» **TASK DESCRIPTION**
Return all lines in the material below that contain "React".
START LISTED RECORDS
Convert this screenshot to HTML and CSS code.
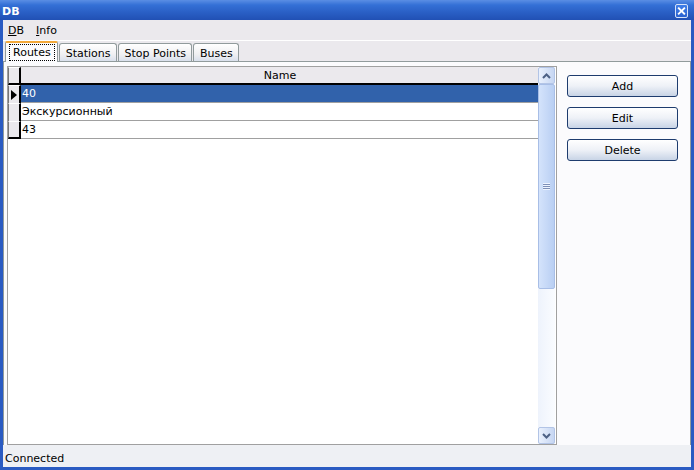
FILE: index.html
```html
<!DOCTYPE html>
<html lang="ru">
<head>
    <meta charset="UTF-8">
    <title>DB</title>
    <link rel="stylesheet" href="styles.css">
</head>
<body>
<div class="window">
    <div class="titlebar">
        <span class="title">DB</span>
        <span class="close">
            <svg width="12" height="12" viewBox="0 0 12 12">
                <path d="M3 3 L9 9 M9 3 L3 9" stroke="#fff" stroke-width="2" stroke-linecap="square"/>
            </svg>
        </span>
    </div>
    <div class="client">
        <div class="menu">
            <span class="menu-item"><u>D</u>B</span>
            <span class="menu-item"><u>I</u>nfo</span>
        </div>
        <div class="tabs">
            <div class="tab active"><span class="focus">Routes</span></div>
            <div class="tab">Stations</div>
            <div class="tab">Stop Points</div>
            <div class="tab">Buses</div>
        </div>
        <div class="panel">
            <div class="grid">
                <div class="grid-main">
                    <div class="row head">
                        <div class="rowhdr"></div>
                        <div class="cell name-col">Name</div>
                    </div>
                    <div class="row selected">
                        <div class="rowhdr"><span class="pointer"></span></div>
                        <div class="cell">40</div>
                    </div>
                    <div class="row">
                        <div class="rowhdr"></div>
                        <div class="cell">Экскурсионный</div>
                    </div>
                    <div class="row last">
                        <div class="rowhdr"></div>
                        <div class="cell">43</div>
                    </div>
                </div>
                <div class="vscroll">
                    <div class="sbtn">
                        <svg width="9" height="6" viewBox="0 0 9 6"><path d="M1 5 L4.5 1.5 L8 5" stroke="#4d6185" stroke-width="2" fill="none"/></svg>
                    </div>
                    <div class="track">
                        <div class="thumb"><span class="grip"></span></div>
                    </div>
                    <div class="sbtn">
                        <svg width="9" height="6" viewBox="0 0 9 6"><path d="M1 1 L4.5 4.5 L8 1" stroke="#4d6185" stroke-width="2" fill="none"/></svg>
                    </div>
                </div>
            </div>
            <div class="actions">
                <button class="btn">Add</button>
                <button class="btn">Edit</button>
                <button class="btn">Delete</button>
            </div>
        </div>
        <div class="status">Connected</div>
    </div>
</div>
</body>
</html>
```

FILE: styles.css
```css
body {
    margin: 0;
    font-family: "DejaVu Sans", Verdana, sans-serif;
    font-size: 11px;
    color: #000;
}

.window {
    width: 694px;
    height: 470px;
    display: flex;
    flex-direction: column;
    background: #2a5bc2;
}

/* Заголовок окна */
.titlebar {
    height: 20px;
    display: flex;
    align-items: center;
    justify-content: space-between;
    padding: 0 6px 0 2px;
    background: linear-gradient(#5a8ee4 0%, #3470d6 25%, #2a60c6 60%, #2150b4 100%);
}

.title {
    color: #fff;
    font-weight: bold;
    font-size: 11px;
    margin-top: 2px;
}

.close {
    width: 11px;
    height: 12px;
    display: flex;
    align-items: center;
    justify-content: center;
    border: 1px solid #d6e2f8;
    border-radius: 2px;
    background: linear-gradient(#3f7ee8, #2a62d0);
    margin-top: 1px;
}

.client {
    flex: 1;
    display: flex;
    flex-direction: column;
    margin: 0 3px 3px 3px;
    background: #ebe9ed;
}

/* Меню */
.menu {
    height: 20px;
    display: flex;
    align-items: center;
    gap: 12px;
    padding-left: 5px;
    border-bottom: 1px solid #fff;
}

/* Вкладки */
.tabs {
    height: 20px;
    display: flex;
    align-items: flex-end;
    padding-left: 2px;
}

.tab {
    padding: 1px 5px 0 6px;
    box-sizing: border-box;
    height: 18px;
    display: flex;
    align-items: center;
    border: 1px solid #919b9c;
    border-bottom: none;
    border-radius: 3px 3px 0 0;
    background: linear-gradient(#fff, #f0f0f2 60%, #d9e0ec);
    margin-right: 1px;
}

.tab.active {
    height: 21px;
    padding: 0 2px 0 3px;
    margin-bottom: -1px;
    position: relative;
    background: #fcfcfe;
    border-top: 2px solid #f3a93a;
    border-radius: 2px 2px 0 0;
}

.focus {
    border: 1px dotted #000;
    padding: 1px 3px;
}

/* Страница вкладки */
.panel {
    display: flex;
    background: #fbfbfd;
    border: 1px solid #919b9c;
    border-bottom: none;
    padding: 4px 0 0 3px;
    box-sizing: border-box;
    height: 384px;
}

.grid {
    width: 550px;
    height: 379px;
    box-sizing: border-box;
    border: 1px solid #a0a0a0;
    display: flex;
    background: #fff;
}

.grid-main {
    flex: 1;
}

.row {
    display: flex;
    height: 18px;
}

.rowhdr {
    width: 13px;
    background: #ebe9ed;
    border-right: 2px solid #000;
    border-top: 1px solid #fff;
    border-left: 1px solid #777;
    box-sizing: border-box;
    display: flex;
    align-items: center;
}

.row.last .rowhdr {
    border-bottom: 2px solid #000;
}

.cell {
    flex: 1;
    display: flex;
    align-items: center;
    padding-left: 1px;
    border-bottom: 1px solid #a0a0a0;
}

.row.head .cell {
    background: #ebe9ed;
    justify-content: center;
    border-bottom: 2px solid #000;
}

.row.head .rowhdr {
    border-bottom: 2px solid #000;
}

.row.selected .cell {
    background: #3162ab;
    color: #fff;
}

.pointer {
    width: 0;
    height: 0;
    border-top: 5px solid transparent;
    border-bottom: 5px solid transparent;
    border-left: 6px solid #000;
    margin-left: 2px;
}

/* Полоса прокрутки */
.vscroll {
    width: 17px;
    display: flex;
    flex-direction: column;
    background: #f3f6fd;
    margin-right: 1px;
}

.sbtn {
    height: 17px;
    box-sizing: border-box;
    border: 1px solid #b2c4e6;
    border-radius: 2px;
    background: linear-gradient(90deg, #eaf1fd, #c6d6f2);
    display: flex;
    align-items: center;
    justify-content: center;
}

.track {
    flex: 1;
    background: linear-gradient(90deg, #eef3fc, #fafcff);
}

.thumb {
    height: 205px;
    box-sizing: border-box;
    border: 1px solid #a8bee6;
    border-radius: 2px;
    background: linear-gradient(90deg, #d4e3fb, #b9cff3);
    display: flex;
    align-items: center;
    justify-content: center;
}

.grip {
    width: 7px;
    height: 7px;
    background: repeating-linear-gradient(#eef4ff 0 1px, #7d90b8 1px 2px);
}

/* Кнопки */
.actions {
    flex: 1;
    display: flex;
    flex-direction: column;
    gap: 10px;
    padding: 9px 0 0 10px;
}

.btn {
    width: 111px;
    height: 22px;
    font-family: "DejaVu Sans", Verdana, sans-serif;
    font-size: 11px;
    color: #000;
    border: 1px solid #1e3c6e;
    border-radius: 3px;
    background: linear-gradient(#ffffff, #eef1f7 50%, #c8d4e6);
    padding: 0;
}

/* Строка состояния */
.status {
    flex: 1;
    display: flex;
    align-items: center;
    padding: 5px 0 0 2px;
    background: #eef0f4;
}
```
END LISTED RECORDS
START LISTED RECORDS
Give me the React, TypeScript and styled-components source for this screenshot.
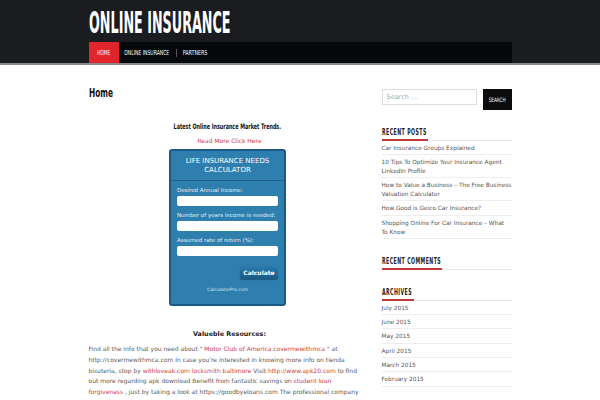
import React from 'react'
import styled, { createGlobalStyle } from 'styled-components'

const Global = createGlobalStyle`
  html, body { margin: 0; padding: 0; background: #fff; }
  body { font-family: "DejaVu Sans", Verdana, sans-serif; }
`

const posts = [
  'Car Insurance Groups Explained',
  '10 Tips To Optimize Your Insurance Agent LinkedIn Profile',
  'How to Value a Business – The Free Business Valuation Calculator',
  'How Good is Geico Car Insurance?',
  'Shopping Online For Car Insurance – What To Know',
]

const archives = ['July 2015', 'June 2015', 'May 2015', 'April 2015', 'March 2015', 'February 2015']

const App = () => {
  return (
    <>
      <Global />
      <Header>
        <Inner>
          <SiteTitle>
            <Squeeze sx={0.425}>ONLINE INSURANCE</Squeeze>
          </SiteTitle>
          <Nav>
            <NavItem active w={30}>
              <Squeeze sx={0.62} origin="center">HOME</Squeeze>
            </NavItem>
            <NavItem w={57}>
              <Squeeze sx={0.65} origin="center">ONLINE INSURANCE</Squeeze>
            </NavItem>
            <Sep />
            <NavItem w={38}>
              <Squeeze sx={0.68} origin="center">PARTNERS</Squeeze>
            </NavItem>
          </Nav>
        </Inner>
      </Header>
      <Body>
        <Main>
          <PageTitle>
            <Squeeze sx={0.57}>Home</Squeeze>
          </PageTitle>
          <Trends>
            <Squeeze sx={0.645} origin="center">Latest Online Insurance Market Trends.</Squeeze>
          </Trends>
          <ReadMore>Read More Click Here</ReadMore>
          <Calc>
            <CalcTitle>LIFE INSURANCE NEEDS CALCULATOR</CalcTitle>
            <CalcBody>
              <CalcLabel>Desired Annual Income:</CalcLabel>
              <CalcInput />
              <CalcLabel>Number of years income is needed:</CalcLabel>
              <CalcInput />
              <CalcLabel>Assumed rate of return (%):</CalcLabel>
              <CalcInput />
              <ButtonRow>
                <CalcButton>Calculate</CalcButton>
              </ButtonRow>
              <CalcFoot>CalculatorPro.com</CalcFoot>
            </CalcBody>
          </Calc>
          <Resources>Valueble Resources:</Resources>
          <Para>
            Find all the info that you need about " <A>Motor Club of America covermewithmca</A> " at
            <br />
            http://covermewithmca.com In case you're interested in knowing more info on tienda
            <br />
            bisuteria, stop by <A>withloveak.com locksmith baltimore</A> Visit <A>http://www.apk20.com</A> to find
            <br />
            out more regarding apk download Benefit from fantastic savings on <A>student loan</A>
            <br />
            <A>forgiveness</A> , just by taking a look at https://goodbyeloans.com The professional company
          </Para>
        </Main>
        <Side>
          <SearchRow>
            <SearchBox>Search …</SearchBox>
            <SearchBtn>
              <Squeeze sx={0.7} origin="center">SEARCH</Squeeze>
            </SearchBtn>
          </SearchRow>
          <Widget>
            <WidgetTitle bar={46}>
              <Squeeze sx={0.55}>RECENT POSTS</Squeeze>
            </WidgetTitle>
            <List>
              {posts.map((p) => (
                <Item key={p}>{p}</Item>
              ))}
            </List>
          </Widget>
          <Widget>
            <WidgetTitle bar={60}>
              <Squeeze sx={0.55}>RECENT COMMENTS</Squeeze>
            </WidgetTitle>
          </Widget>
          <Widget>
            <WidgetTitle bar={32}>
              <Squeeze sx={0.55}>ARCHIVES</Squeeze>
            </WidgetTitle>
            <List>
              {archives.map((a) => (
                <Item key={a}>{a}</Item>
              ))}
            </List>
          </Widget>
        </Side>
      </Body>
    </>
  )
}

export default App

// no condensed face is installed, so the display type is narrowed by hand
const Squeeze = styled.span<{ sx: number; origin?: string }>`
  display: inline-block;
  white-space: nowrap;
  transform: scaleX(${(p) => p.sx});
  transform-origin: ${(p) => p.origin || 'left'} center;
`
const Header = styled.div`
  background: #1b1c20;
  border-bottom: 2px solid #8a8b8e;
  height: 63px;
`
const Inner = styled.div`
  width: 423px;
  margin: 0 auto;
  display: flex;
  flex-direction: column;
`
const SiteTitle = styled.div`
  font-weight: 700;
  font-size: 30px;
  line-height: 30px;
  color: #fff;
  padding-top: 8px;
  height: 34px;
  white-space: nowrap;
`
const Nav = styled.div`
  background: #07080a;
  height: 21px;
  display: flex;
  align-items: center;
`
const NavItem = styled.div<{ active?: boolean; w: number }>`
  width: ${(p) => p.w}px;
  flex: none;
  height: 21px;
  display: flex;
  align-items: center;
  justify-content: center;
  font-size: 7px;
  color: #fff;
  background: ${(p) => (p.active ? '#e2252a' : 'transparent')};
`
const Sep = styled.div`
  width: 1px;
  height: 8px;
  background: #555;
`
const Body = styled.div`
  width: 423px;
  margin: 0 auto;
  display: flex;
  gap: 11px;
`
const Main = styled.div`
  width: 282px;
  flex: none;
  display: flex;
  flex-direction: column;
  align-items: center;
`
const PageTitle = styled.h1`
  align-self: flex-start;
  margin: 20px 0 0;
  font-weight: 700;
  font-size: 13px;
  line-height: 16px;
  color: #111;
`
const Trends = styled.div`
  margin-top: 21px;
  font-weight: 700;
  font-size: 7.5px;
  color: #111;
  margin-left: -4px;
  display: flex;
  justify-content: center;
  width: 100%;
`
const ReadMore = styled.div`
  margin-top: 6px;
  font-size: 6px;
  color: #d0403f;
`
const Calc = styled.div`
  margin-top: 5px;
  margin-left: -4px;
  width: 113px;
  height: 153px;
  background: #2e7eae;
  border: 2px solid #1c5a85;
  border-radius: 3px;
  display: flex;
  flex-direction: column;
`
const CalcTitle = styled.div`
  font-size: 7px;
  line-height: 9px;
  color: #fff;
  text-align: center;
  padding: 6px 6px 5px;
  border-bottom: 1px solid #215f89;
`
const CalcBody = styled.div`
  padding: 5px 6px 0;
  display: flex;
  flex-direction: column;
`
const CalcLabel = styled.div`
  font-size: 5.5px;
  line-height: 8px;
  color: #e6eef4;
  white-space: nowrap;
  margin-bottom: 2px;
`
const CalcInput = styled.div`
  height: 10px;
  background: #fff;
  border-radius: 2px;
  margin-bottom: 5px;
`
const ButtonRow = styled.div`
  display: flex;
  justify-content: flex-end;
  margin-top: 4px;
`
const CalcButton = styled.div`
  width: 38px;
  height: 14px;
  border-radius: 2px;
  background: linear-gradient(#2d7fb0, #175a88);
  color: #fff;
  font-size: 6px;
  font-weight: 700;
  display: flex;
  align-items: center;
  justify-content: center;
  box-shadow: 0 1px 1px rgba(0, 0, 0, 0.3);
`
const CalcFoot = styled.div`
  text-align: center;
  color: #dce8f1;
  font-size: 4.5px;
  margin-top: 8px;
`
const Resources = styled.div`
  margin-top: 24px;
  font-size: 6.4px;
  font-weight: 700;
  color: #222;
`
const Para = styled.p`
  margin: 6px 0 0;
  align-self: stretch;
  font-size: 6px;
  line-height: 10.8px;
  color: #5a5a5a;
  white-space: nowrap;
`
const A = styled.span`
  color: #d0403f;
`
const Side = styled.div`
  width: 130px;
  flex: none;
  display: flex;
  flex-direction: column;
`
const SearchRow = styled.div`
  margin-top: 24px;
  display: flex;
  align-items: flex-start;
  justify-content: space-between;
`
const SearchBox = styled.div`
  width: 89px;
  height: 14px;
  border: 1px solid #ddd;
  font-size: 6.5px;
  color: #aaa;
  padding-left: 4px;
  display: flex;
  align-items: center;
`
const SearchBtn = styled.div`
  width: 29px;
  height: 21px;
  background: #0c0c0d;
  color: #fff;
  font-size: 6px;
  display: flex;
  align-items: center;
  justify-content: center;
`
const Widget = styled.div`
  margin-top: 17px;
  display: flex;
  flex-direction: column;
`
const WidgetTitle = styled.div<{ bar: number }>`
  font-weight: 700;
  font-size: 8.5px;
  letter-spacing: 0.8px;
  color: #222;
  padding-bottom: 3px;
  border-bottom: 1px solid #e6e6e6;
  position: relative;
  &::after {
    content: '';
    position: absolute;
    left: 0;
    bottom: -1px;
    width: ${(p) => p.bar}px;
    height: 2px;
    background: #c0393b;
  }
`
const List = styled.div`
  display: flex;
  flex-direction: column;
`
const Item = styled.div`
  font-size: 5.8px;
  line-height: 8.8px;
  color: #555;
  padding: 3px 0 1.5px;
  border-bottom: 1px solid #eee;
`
END LISTED RECORDS
» **OUTPUT OF THE TASK**
Give me the React, TypeScript and styled-components source for this screenshot.
import React from 'react'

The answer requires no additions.